米航空宇宙局(NASA)の火星探査車(ローバー)「Curiosity」は2012年から火星表面上で活動を続けているが、その運用を担うチームは地球上の自宅からあまり外出できない状態が続いている。彼らが2億マイル(約3億2200万km)離れた場所でのプロジェクトに取り組んでいるからといって、ソーシャルディスタンシング(対人距離の確保)という新たな規則から逃れることはできないのだ。
オフィスが閉鎖されて3日後、Curiosityのチームメンバー全員が遠隔地から作業を実施し、ローバーの制御に成功した。
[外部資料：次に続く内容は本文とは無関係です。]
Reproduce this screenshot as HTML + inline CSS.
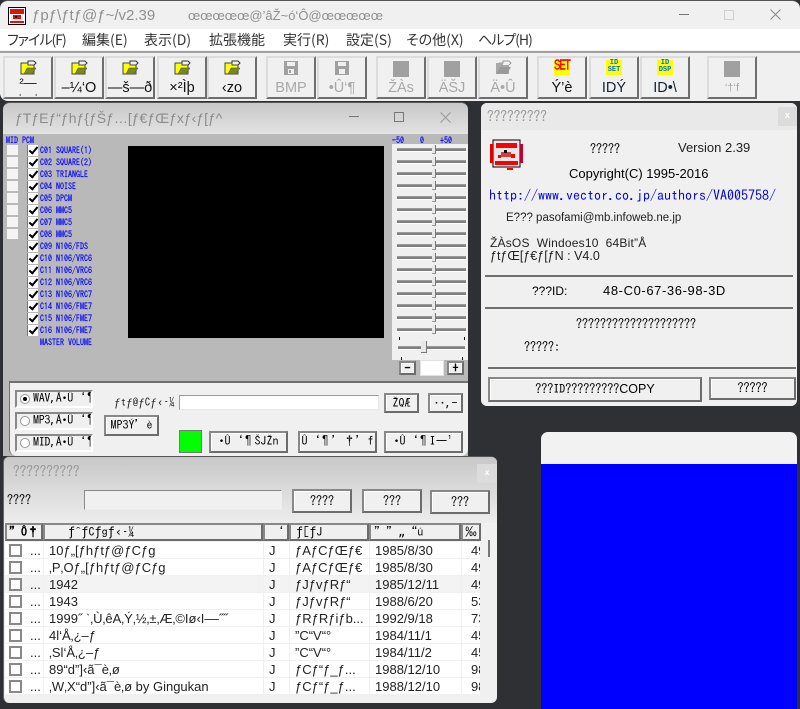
<!DOCTYPE html>
<html><head><meta charset="utf-8"><style>
html,body{margin:0;padding:0}
body{width:800px;height:709px;position:relative;overflow:hidden;background:#2f3034;font-family:"Liberation Sans","IPAGothic",sans-serif;font-size:12px;color:#000}
div,span{position:absolute;white-space:nowrap;box-sizing:border-box}
svg{position:absolute}
.tb{width:50px;height:43px;top:56px;background:#f0f0f0;border:2px solid;border-color:#dcdcdc #6e6e6e #6e6e6e #dcdcdc;text-align:center;font-size:14.5px;line-height:16px;padding-top:22px;color:#111;overflow:hidden}
.dis{color:#a8a8a8}
.sq{width:16px;height:16px;top:3px;left:15px;background:#a0a0a0}
.fl{left:15px;top:2px}
.m{top:31px;font:14px "Noto Sans CJK JP","Liberation Sans",sans-serif;font-feature-settings:"palt";color:#333;line-height:18px}
.g{font-family:"IPAGothic","Liberation Mono",monospace}
.q{font-family:"IPAGothic","Liberation Mono",monospace}
.c{left:27px;width:11px;height:11px;background:#fff;border-left:1px solid #777}
.c::after{content:"";position:absolute;box-sizing:border-box;left:3px;top:0;width:5px;height:9px;border:solid #000;border-width:0 2px 2px 0;transform:rotate(40deg)}
.w{left:7px;width:11px;height:10px;background:#f4f4f4}
.l{left:40px;font:8px/10px "IPAGothic","Liberation Mono",monospace;color:#0000ff;-webkit-text-stroke:.15px #0000ff;transform:scaleY(1.15)}
.s{left:397px;width:69px;height:4px;background:#7f7f7f;border-bottom:1px solid #fff;border-top:1px solid #9a9a9a}
.s::after{content:"";position:absolute;box-sizing:border-box;left:35px;top:-4px;width:4px;height:9px;background:#e8e8e8;border-right:1px solid #777;border-bottom:1px solid #999}
.s.n::after{display:none}
.b{background:#f0f0f0;border:2px solid #888;border-right-color:#6c6c6c;border-bottom-color:#6c6c6c;box-shadow:inset 1px 1px 0 #fff;text-align:center;font:12px/17px "IPAGothic","Liberation Mono",monospace;overflow:hidden}
.r{left:15px;width:78px;height:18px;background:#f0f0f0;border:2px solid #888;border-right-color:#fff;border-bottom-color:#fff;font:12px/13px "IPAGothic",monospace;padding-left:16px;letter-spacing:-.3px;overflow:hidden}
.r i{position:absolute;left:3px;top:2px;width:10px;height:10px;border-radius:50%;background:#fff;border:1px solid #999;box-sizing:border-box}
.h{top:523px;height:18px;background:#f0f0f0;border:2px solid #888;border-right-color:#6c6c6c;border-bottom-color:#6c6c6c;font:12px/15px "IPAGothic",monospace;overflow:hidden;padding-left:2px}
.row{left:5px;width:475px;height:17px;background:#fff;border-bottom:1px solid #f0f0f0;font-size:13px;line-height:17px;color:#222;overflow:hidden}
.row span{top:0}
.row b{position:absolute;left:4px;top:2px;width:13px;height:13px;border:2px solid #888;background:#fff;box-sizing:border-box}
.row u{position:absolute;top:0;width:1px;height:17px;background:#f0f0f0}
</style></head><body>

<!-- main window -->
<div style="left:0;top:0;width:800px;height:101px;background:#f0f0f0;border-radius:8px 8px 0 8px;border-top:1px solid #555"></div>
<svg style="left:8px;top:7px" width="18" height="18" viewBox="0 0 18 18"><rect x=".5" y=".5" width="17" height="17" fill="#fff" stroke="#000"/><rect x="2" y="2" width="14" height="5" fill="#e01010"/><rect x="3" y="8" width="12" height="5" fill="#e8e8e8"/><rect x="5" y="8" width="8" height="4" fill="#e01010"/><rect x="7" y="9" width="2" height="2" fill="#000"/><rect x="2" y="14" width="14" height="2" fill="#e01010"/></svg>
<div style="left:32px;top:6px;font:15px/20px 'Liberation Sans',sans-serif;color:#8f8f8f">ƒpƒ\ƒtƒ@ƒ~/v2.39</div>
<div style="left:188px;top:6px;font:13px/20px 'Liberation Sans',sans-serif;color:#8f8f8f">œœœœœ@’âŽ~ó‘Ô@œœœœœ</div>
<div style="left:679px;top:14px;width:10px;height:1px;background:#777"></div>
<div style="left:724px;top:10px;width:10px;height:10px;border:1px solid #d0d0d0"></div>
<svg style="left:770px;top:9px" width="11" height="11"><path d="M.5.5l10 10M10.5.5l-10 10" stroke="#888" fill="none"/></svg>
<div style="left:0;top:29px;width:800px;height:21px;background:#fff"></div>
<div style="left:0;top:51px;width:800px;height:2px;background:#a0a0a0"></div>
<div class="m" style="left:7px;letter-spacing:-1px">ファイル(F)</div>
<div class="m" style="left:82px">編集(E)</div>
<div class="m" style="left:144px">表示(D)</div>
<div class="m" style="left:209px">拡張機能</div>
<div class="m" style="left:283px">実行(R)</div>
<div class="m" style="left:346px">設定(S)</div>
<div class="m" style="left:406px">その他(X)</div>
<div class="m" style="left:478px;letter-spacing:-1px">ヘルプ(H)</div>

<svg width="0" height="0" style="left:0;top:0"><defs><g id="fo"><path d="M4 3h4V1h6l2 2-2 2" fill="none" stroke="#333"/><path d="M1 3h7v2h6v9H1z" fill="#ffff00" stroke="#444"/><path d="M7 8h9l-4 6H4z" fill="#7a8a18" stroke="#444" stroke-width=".5"/></g></defs></svg>

<div class="tb" style="left:3px;padding-top:19px;font-size:13px;line-height:11px"><svg class="fl" width="17" height="15"><use href="#fo"/></svg>²—<span style="left:14px;top:30px;font-size:8px;line-height:8px">¸</span><span style="left:30px;top:30px;font-size:8px;line-height:8px">¸</span></div>
<div class="tb" style="left:54px"><svg class="fl" width="17" height="15"><use href="#fo"/></svg>–¼‘O</div>
<div class="tb" style="left:105px"><svg class="fl" width="17" height="15"><use href="#fo"/></svg>—š—ð</div>
<div class="tb" style="left:157px"><svg class="fl" width="17" height="15"><use href="#fo"/></svg>×²Ìþ</div>
<div class="tb" style="left:207px"><svg class="fl" width="17" height="15"><use href="#fo"/></svg>‹zo</div>
<div class="tb dis" style="left:266px"><svg class="fl" width="16" height="16"><path d="M1 1h14v14H1z" fill="#a0a0a0"/><path d="M4 2h8v4H4z" fill="#f0f0f0"/><path d="M5 9h6v5H5z" fill="#f0f0f0"/><path d="M6 10h2v3H6z" fill="#a0a0a0"/></svg>BMP</div>
<div class="tb dis" style="left:317px"><svg class="fl" width="16" height="16"><path d="M1 1h14v14H1z" fill="#a0a0a0"/><path d="M4 2h8v4H4z" fill="#f0f0f0"/><path d="M5 9h6v5H5z" fill="#f0f0f0"/></svg>•Û‘¶</div>
<div class="tb dis" style="left:376px"><span class="sq"></span>ŽÀs</div>
<div class="tb dis" style="left:427px"><span class="sq"></span>ÄŠJ</div>
<div class="tb dis" style="left:478px"><svg class="fl" width="17" height="15"><path d="M4 3h4V1h6l2 2-2 2" fill="none" stroke="#999"/><path d="M1 3h7v2h6v9H1z" fill="#a8a8a8"/><path d="M5 7h11l-4 7H1z" fill="#999"/></svg>Ä•Û</div>
<div class="tb" style="left:537px"><span style="left:15px;top:2px;width:16px;height:15px;background:#ffff00"></span><span style="left:15px;top:2px;width:16px;height:15px;color:#f00;font:11px/15px 'Liberation Mono',monospace;-webkit-text-stroke:.3px #f00;letter-spacing:-1.4px;text-align:left;transform:scaleY(1.3)">SET</span>Ý’è</div>
<div class="tb" style="left:589px;color:#123"><span style="left:15px;top:2px;width:16px;height:15px;background:#ffff00;color:#0070e0;font:bold 7px/7px 'Liberation Mono',monospace;text-align:center">ID<br>SET</span>IDÝ</div>
<div class="tb" style="left:640px;color:#123"><span style="left:15px;top:2px;width:16px;height:15px;background:#ffff00;color:#0070e0;font:bold 7px/7px 'Liberation Mono',monospace;text-align:center">ID<br>DSP</span>ID•\</div>
<div class="tb dis" style="left:707px;font-size:11px"><span class="sq"></span>‘†‘f</div>

<!-- synth window -->
<div style="left:3px;top:102px;width:465px;height:354px;background:#b9b9b9;border-radius:7px 7px 0 0;border-top:1px solid #555"></div>
<div style="left:3px;top:103px;width:465px;height:31px;background:linear-gradient(#c8c8c8,#e2e2e2);border-radius:7px 7px 0 0"></div>
<div style="left:15px;top:107px;font:14px/22px 'Liberation Sans',sans-serif;color:#8c8c8c">ƒTƒEƒ“ƒhƒ{ƒŠƒ…[ƒ€ƒŒƒxƒ‹ƒ[ƒ^</div>
<div style="left:349px;top:116px;width:10px;height:1px;background:#777"></div>
<div style="left:394px;top:112px;width:10px;height:10px;border:1px solid #777"></div>
<svg style="left:440px;top:112px" width="11" height="11"><path d="M.5.5l10 10M10.5.5l-10 10" stroke="#999" fill="none"/></svg>
<div class="l" style="left:6px;top:135px">MID PCM</div>
<div class="w" style="top:145px"></div><div class="w" style="top:157px"></div><div class="w" style="top:169px"></div><div class="w" style="top:181px"></div><div class="w" style="top:193px"></div><div class="w" style="top:205px"></div><div class="w" style="top:217px"></div><div class="w" style="top:229px"></div>
<div class="c" style="top:145px"></div><div class="c" style="top:157px"></div><div class="c" style="top:169px"></div><div class="c" style="top:181px"></div><div class="c" style="top:193px"></div><div class="c" style="top:205px"></div><div class="c" style="top:217px"></div><div class="c" style="top:229px"></div><div class="c" style="top:241px"></div><div class="c" style="top:253px"></div><div class="c" style="top:265px"></div><div class="c" style="top:277px"></div><div class="c" style="top:289px"></div><div class="c" style="top:301px"></div><div class="c" style="top:313px"></div><div class="c" style="top:325px"></div>
<div class="l" style="top:145px">C01 SQUARE(1)</div>
<div class="l" style="top:157px">C02 SQUARE(2)</div>
<div class="l" style="top:169px">C03 TRIANGLE</div>
<div class="l" style="top:181px">C04 NOISE</div>
<div class="l" style="top:193px">C05 DPCM</div>
<div class="l" style="top:205px">C06 MMC5</div>
<div class="l" style="top:217px">C07 MMC5</div>
<div class="l" style="top:229px">C08 MMC5</div>
<div class="l" style="top:241px">C09 N106/FDS</div>
<div class="l" style="top:253px">C10 N106/VRC6</div>
<div class="l" style="top:265px">C11 N106/VRC6</div>
<div class="l" style="top:277px">C12 N106/VRC6</div>
<div class="l" style="top:289px">C13 N106/VRC7</div>
<div class="l" style="top:301px">C14 N106/FME7</div>
<div class="l" style="top:313px">C15 N106/FME7</div>
<div class="l" style="top:325px">C16 N106/FME7</div>
<div class="l" style="top:337px">MASTER VOLUME</div>
<div style="left:128px;top:146px;width:256px;height:192px;background:#000"></div>
<div style="left:392px;top:144px;width:76px;height:216px;background:#f0f0f0"></div>
<div class="l" style="left:392px;top:135px">-50</div><div class="l" style="left:420px;top:135px">0</div><div class="l" style="left:440px;top:135px">+50</div>
<div class="s" style="top:148px"></div><div class="s" style="top:160px"></div><div class="s" style="top:172px"></div><div class="s" style="top:184px"></div><div class="s" style="top:196px"></div><div class="s" style="top:208px"></div><div class="s" style="top:220px"></div><div class="s" style="top:232px"></div><div class="s" style="top:244px"></div><div class="s" style="top:256px"></div><div class="s" style="top:268px"></div><div class="s" style="top:280px"></div><div class="s" style="top:292px"></div><div class="s" style="top:304px"></div><div class="s" style="top:316px"></div><div class="s" style="top:328px"></div>
<div style="left:399px;top:337px;width:1px;height:3px;background:#000"></div><div style="left:464px;top:337px;width:1px;height:3px;background:#000"></div>
<div class="s n" style="left:398px;top:346px;width:67px"></div>
<div style="left:421px;top:341px;width:6px;height:12px;background:#e8e8e8;border-right:1px solid #777;border-bottom:1px solid #777"></div>
<div style="left:401px;top:357px;width:1px;height:3px;background:#000"></div><div style="left:462px;top:357px;width:1px;height:3px;background:#000"></div>
<div class="b" style="left:399px;top:361px;width:17px;height:14px;line-height:10px;font-weight:bold">-</div>
<div style="left:420px;top:360px;width:24px;height:16px;background:#fff;border:1px solid #e0e0e0"></div>
<div class="b" style="left:447px;top:361px;width:17px;height:14px;line-height:10px;font-weight:bold">+</div>

<div style="left:9px;top:381px;width:459px;height:75px;background:#f0f0f0;border-top:2px solid #707070;border-left:1px solid #707070;border-radius:0 0 7px 7px"></div>
<div class="r" style="top:390px"><i><i style="left:2px;top:2px;width:4px;height:4px;background:#000;border:0"></i></i>WAV,Å•Û‘¶</div>
<div class="r" style="top:412px"><i></i>MP3,Å•Û‘¶</div>
<div class="r" style="top:434px"><i></i>MID,Å•Û‘¶</div>
<div class="g" style="left:114px;top:396px;font-size:11px;line-height:14px;color:#222">ƒtƒ@ƒCƒ‹–¼</div>
<div style="left:179px;top:395px;width:200px;height:15px;background:#fff;border:1px solid #999;border-right-color:#e8e8e8;border-bottom-color:#e8e8e8"></div>
<div class="b" style="left:384px;top:393px;width:35px;height:20px">ŽQÆ</div>
<div class="b" style="left:428px;top:393px;width:35px;height:20px">··,-</div>
<div class="b" style="left:104px;top:415px;width:55px;height:21px">MP3Ý’è</div>
<div style="left:179px;top:430px;width:23px;height:23px;background:#00ff00;border:1px solid #777"></div>
<div class="b" style="left:209px;top:431px;width:79px;height:22px">•Û‘¶ŠJŽn</div>
<div class="b" style="left:298px;top:431px;width:79px;height:22px">Û‘¶’†’f</div>
<div class="b" style="left:384px;top:431px;width:79px;height:22px">•Û‘¶I—¹</div>

<!-- about window -->
<div style="left:481px;top:103px;width:316px;height:303px;background:#f0f0f0;border-radius:6px"></div>
<div style="left:481px;top:103px;width:316px;height:27px;background:#e9e9e9;border-radius:6px 6px 0 0"></div>
<div class="q" style="left:487px;top:106px;font-size:13.3px;line-height:20px;color:#999">?????????</div>
<div style="left:778px;top:107px;width:19px;height:19px;background:#dcdcdc;color:#fff;font:bold 9px/19px 'Liberation Mono',monospace;text-align:center">x</div>
<svg style="left:490px;top:138px" width="33" height="33" viewBox="0 0 33 33"><rect x="3" y="2" width="27" height="27" fill="#e8e8e8" stroke="#000"/><rect x="0" y="6" width="3" height="19" fill="#e00000"/><rect x="30" y="6" width="3" height="19" fill="#c00030"/><rect x="6" y="5" width="21" height="5" fill="#f00"/><rect x="11" y="14" width="10" height="5" fill="#d04040"/><rect x="14" y="12" width="3" height="3" fill="#000"/><rect x="8" y="17" width="3" height="3" fill="#f00"/><rect x="21" y="16" width="4" height="4" fill="#f00"/><rect x="5" y="23" width="23" height="4" fill="#f00"/><rect x="17" y="30" width="6" height="2" fill="#f00"/></svg>
<div class="q" style="left:590px;top:141px;font-size:12px;line-height:16px">?????</div>
<div style="left:678px;top:140px;font-size:13px;line-height:16px;color:#222">Version 2.39</div>
<div style="left:569px;top:166px;font-size:13px;line-height:16px">Copyright(C) 1995-2016</div>
<div style="left:489px;top:186px;font:14px/18px 'IPAGothic','Liberation Mono',monospace;color:#0000e0">http://www.vector.co.jp/authors/VA005758/</div>
<div style="left:506px;top:210px;font-size:11.5px;line-height:16px;color:#222">E??? pasofami@mb.infoweb.ne.jp</div>
<div style="left:490px;top:235px;font-size:12px;line-height:16px;color:#222;letter-spacing:.2px">ŽÀsOS&nbsp; Windoes10&nbsp; 64Bit”Å</div>
<div style="left:490px;top:248px;font-size:12.5px;line-height:16px;color:#222">ƒtƒŒ[ƒ€ƒ[ƒN : V4.0</div>
<div style="left:485px;top:275px;width:308px;height:2px;background:#707070"></div>
<div style="left:532px;top:283px;font-size:12px;line-height:16px">???ID:</div>
<div style="left:603px;top:283px;font-size:13px;line-height:16px;letter-spacing:.6px">48-C0-67-36-98-3D</div>
<div style="left:485px;top:307px;width:308px;height:2px;background:#707070"></div>
<div class="q" style="left:576px;top:316px;font-size:12px;line-height:16px">????????????????????</div>
<div class="q" style="left:524px;top:339px;font-size:12px;line-height:16px">?????:</div>
<div style="left:488px;top:367px;width:308px;height:2px;background:#707070"></div>
<div class="b" style="left:488px;top:377px;width:214px;height:25px;font:12px/20px 'IPAGothic',sans-serif">???ID?????????<span style="position:static;font:12.5px 'Liberation Sans',sans-serif">COPY</span></div>
<div class="b" style="left:709px;top:377px;width:87px;height:23px;font:12px/18px 'IPAGothic',sans-serif">?????</div>

<!-- blue window -->
<div style="left:541px;top:432px;width:256px;height:277px;background:#f2f2f2;border-radius:7px 7px 0 0;overflow:hidden"><div style="left:0;top:32px;width:256px;height:245px;background:#0000ff"></div></div>

<!-- list window -->
<div style="left:3px;top:456px;width:494px;height:247px;background:#f0f0f0;border-radius:6px;border-top:1px solid #555;border-left:1px solid #666"></div>
<div style="left:4px;top:457px;width:493px;height:66px;background:linear-gradient(#c8c8c8,#ededed);border-radius:6px 6px 0 0"></div>
<div class="q" style="left:13px;top:462px;font-size:13.3px;line-height:18px;color:#999">??????????</div>
<div style="left:477px;top:464px;width:20px;height:19px;background:#dcdcdc;color:#fff;font:bold 8px/19px 'Liberation Mono',monospace;text-align:center">x</div>
<div class="q" style="left:7px;top:493px;font-size:12px;line-height:15px">????</div>
<div style="left:84px;top:490px;width:198px;height:20px;background:#f0f0f0;border:1px solid #888;border-right-color:#eee;border-bottom-color:#eee"></div>
<div class="b" style="left:292px;top:489px;width:60px;height:24px;font:12px/20px 'IPAGothic',sans-serif">????</div>
<div class="b" style="left:362px;top:489px;width:60px;height:24px;font:12px/20px 'IPAGothic',sans-serif">???</div>
<div class="b" style="left:430px;top:490px;width:60px;height:24px;font:12px/20px 'IPAGothic',sans-serif">???</div>

<div class="h" style="left:5px;width:38px;font-weight:bold">”Ô†</div>
<div class="h" style="left:43px;width:220px;padding-left:23px">ƒ^ƒCƒgƒ‹–¼</div>
<div class="h" style="left:263px;width:26px;padding-left:6px">‘</div>
<div class="h" style="left:289px;width:80px;padding-left:5px">ƒ[ƒJ</div>
<div class="h" style="left:369px;width:92px;padding-left:3px">”­”„“ú</div>
<div class="h" style="left:461px;width:20px">‰</div>
<div style="left:488px;top:540px;width:2px;height:17px;background:#777"></div>

<div class="row" style="top:542px"><b></b><span style="left:25px">...</span><u style="left:38px"></u><span style="left:44px">10ƒ„[ƒhƒtƒ@ƒCƒg</span><u style="left:258px"></u><span style="left:264px">J</span><u style="left:284px"></u><span style="left:290px">ƒAƒCƒŒƒ€</span><u style="left:364px"></u><span style="left:370px">1985/8/30</span><u style="left:456px"></u><span style="left:466px">49</span></div>
<div class="row" style="top:559px"><b></b><span style="left:25px">...</span><u style="left:38px"></u><span style="left:44px">‚P‚Oƒ„[ƒhƒtƒ@ƒCƒg</span><u style="left:258px"></u><span style="left:264px">J</span><u style="left:284px"></u><span style="left:290px">ƒAƒCƒŒƒ€</span><u style="left:364px"></u><span style="left:370px">1985/8/30</span><u style="left:456px"></u><span style="left:466px">49</span></div>
<div class="row" style="top:576px;background:#f3f3f3"><b></b><span style="left:25px">...</span><u style="left:38px"></u><span style="left:44px">1942</span><u style="left:258px"></u><span style="left:264px">J</span><u style="left:284px"></u><span style="left:290px">ƒJƒvƒRƒ“</span><u style="left:364px"></u><span style="left:370px">1985/12/11</span><u style="left:456px"></u><span style="left:466px">49</span></div>
<div class="row" style="top:593px"><b></b><span style="left:25px">...</span><u style="left:38px"></u><span style="left:44px">1943</span><u style="left:258px"></u><span style="left:264px">J</span><u style="left:284px"></u><span style="left:290px">ƒJƒvƒRƒ“</span><u style="left:364px"></u><span style="left:370px">1988/6/20</span><u style="left:456px"></u><span style="left:466px">53</span></div>
<div class="row" style="top:610px"><b></b><span style="left:25px">...</span><u style="left:38px"></u><span style="left:44px">1999˝ ˋ‚Ù‚êA‚Ý‚½‚±‚Æ‚©Iø‹I––˝˝</span><u style="left:258px"></u><span style="left:264px">J</span><u style="left:284px"></u><span style="left:290px">ƒRƒRƒiƒb...</span><u style="left:364px"></u><span style="left:370px">1992/9/18</span><u style="left:456px"></u><span style="left:466px">73</span></div>
<div class="row" style="top:627px"><b></b><span style="left:25px">...</span><u style="left:38px"></u><span style="left:44px">4l‘Å‚¿–ƒ</span><u style="left:258px"></u><span style="left:264px">J</span><u style="left:284px"></u><span style="left:290px">”C“V“°</span><u style="left:364px"></u><span style="left:370px">1984/11/1</span><u style="left:456px"></u><span style="left:466px">45</span></div>
<div class="row" style="top:644px"><b></b><span style="left:25px">...</span><u style="left:38px"></u><span style="left:44px">‚Sl‘Å‚¿–ƒ</span><u style="left:258px"></u><span style="left:264px">J</span><u style="left:284px"></u><span style="left:290px">”C“V“°</span><u style="left:364px"></u><span style="left:370px">1984/11/2</span><u style="left:456px"></u><span style="left:466px">45</span></div>
<div class="row" style="top:661px"><b></b><span style="left:25px">...</span><u style="left:38px"></u><span style="left:44px">89“d”]‹ã¯è‚ø</span><u style="left:258px"></u><span style="left:264px">J</span><u style="left:284px"></u><span style="left:290px">ƒCƒ“ƒ_ƒ...</span><u style="left:364px"></u><span style="left:370px">1988/12/10</span><u style="left:456px"></u><span style="left:466px">98</span></div>
<div class="row" style="top:678px"><b></b><span style="left:25px">...</span><u style="left:38px"></u><span style="left:44px">‚W‚X“d”]‹ã¯è‚ø by Gingukan</span><u style="left:258px"></u><span style="left:264px">J</span><u style="left:284px"></u><span style="left:290px">ƒCƒ“ƒ_ƒ...</span><u style="left:364px"></u><span style="left:370px">1988/12/10</span><u style="left:456px"></u><span style="left:466px">98</span></div>

</body></html>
提供:米航空宇宙局/ジェット推進研究所(カリフォルニア工科大学)
新型コロナウイルス感染症(COVID-19)のまん延によって米国各地のオフィスが3月に閉鎖を余儀なくされた結果、Curiosityのチームも業務の継続に向け、在宅勤務への移行を検討せざるを得なくなった。
同チームはカリフォルニア州パサデナにあるジェット推進研究所(JPL)を拠点としている。同州は2月下旬に陽性患者が初めて確認された州の1つだ。このためNASAの火星探査部門は、パンデミックが近々押し寄せてくると明らかになった3月初旬から、日常業務に及ぶであろう大きな混乱への対処を開始した。
Curiosityチームの作業の多くは、火星のゲールクレーターのパーランプヒルズ周辺で活動を続けるローバーの維持管理および制御と、ローバーが発見したもの(たいていの場合は、搭載されている機器によって集められた岩や砂の分析によって得られたデータ)の監視となっている。言うまでもないが、在宅で作業を進めるとなると、一般的なオフィスでの仕事の場合とはまったく異なる準備が必要となる。
Curiosityプロジェクトの責任者らは早い段階で、一部の従業員によって遠隔地から作業を進める方法について知恵を絞っていたが、同プロジェクトの科学者であるAshwin Vasavada氏が米ZDNetに説明したところによると、その時点ではどれだけ大変なことになるのかを明確に理解している人間は1人としていなかったという。
このため同チームは、特殊な機材を必要とするなどの理由がある一部のチームメンバーのみ、今まで通り研究所内で作業を続けるという選択肢とともに、全員が自宅から作業を進めるという選択肢を検討した。またプロジェクトのリーダーらも、可能な限り通常通りの運用を続けるというものから、ローバーを維持するための最小限の作業だけを実行するというものまで、さまざまな対応策を検討した。
Vasavada氏の回想によると、遠隔地運用が実際に必要となるかどうか、あるいは必要となる場合にはいつからなのかもまだ分かっていなかった3月12日の木曜日の段階で、チームは遠隔地運用の完全な予行演習を実施したのだという。同氏は「翌週の月曜日は研究所で作業したが、火曜日にはほとんどすべての従業員が在宅勤務を始めていた」と述べた。
その後、同チームは予行演習中に遭遇したいくつかの問題に対処するため、3日間という期間を決めて一時的に通常運用を停止することにした。Vasavada氏は「その3日間、チームは懸命に作業し、隅々まで詳細を詰めたり、要員が必要とする機材を提供したり、さらなる予行演習を実施した」と付け加えた。